--- START ---

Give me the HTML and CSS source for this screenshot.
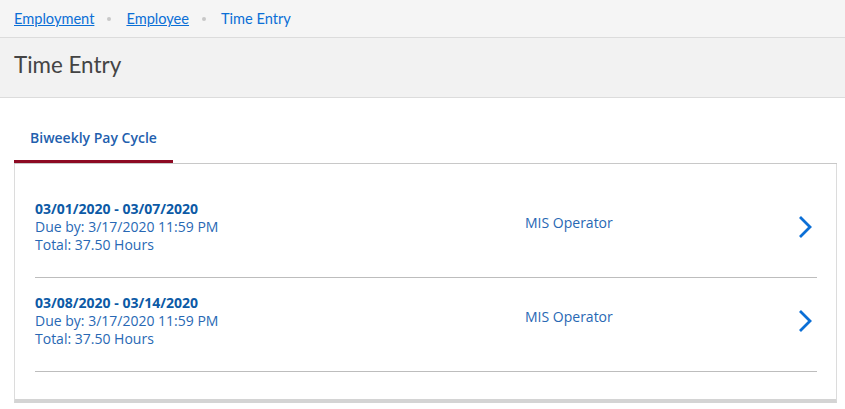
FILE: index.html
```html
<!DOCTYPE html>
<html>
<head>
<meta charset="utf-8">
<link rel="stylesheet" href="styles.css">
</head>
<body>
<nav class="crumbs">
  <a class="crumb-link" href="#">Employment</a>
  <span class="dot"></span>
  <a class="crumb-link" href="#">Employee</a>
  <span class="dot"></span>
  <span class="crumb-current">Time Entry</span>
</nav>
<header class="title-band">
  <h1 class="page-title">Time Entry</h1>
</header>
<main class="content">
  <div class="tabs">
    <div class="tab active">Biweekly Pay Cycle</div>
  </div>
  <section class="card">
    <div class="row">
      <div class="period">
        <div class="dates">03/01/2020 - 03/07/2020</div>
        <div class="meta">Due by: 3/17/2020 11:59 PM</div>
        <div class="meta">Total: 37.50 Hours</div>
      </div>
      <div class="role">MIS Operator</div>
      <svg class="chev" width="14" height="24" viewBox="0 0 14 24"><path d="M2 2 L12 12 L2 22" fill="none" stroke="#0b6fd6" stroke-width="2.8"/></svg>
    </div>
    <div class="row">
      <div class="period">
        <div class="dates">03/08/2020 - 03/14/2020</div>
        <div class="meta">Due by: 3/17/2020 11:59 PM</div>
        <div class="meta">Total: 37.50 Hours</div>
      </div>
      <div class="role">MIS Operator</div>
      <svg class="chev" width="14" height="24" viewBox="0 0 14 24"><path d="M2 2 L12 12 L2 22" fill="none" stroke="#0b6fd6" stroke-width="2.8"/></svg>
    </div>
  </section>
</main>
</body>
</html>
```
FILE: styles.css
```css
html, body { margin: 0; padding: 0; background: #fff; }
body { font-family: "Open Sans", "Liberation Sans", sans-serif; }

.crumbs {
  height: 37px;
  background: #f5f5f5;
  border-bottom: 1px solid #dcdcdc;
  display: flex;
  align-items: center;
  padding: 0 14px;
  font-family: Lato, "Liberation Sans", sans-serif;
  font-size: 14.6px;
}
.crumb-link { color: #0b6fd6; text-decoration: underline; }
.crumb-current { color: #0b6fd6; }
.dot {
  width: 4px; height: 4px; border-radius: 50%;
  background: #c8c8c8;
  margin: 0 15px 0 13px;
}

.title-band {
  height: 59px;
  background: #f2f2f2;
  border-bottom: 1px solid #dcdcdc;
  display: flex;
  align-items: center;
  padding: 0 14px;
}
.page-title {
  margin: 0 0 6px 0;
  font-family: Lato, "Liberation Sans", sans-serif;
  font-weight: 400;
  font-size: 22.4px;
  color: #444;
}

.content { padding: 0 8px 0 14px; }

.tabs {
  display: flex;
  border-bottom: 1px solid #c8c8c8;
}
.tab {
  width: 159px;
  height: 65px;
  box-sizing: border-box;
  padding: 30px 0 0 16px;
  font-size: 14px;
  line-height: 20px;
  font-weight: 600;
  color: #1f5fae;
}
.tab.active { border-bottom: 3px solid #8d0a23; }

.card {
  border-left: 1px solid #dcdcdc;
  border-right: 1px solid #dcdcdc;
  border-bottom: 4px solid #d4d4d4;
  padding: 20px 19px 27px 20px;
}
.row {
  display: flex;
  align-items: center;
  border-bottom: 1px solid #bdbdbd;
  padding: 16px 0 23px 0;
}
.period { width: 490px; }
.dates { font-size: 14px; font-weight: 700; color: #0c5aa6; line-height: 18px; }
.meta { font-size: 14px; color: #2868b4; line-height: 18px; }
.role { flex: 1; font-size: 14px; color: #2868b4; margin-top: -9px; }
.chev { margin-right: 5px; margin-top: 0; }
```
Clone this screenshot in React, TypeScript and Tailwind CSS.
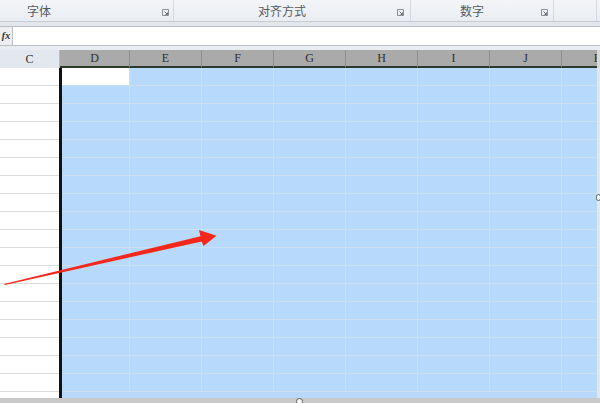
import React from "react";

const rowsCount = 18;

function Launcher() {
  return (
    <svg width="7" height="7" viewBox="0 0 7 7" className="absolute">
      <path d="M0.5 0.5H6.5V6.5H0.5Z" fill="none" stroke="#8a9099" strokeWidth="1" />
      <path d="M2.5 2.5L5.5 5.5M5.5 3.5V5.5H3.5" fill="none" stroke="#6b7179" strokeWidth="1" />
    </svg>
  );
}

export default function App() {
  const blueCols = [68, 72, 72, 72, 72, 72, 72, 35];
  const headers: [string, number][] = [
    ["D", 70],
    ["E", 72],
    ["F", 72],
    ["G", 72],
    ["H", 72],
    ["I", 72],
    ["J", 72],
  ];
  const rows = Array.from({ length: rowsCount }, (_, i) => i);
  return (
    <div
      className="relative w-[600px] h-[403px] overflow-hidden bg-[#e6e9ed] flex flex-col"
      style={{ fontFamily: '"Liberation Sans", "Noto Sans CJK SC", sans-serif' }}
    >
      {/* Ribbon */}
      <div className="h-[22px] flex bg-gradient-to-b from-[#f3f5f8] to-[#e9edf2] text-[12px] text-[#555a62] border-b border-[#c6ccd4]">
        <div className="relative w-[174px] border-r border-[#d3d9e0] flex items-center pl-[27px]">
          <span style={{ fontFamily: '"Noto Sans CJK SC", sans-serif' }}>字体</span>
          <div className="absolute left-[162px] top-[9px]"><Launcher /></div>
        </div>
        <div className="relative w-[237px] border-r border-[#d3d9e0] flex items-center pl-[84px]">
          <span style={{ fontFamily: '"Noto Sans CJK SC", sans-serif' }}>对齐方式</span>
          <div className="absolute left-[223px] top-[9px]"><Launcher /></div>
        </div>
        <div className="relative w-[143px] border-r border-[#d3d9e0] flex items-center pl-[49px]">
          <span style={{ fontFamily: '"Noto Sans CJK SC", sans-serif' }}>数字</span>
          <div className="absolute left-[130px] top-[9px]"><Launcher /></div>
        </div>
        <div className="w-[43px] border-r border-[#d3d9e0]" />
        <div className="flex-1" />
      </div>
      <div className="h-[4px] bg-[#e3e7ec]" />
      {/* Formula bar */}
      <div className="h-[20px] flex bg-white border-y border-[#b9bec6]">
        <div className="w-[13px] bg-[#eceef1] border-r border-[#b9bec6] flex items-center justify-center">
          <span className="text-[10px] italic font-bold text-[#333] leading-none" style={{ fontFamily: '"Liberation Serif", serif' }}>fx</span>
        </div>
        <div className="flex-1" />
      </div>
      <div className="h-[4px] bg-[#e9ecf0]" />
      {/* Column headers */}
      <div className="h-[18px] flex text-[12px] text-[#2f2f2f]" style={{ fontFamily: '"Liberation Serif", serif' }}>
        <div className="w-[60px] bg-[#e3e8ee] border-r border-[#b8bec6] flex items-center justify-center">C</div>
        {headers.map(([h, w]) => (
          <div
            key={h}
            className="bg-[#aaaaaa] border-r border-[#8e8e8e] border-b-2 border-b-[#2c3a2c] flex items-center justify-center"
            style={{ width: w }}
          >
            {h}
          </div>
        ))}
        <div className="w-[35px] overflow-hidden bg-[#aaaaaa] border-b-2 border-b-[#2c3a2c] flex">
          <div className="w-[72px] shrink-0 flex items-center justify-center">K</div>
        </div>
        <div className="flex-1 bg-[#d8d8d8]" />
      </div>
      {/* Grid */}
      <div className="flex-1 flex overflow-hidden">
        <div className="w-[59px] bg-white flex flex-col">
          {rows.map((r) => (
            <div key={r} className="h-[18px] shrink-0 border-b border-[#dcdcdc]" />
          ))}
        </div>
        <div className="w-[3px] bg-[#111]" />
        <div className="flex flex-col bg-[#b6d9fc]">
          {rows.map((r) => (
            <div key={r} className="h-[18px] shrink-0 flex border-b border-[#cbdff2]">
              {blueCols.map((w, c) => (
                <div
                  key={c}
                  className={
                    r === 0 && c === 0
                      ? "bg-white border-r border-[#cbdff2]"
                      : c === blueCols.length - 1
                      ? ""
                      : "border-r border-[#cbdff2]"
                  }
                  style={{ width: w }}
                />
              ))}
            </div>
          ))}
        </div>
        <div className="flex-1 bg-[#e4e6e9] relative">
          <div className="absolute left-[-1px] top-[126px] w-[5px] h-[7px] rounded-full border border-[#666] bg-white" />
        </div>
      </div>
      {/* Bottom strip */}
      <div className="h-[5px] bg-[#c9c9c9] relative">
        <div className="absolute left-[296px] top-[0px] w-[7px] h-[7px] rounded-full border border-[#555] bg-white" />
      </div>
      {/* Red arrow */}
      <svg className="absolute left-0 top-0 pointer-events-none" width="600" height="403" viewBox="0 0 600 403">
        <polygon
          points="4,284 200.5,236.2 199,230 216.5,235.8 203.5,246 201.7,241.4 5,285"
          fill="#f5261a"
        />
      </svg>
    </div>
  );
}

--- END ---

- _Exercise prompt_
Write down every line of the data above that includes the string "this".

- _Final answer_
Give me the HTML and CSS source for this screenshot.
Clone this screenshot in React, TypeScript and Tailwind CSS.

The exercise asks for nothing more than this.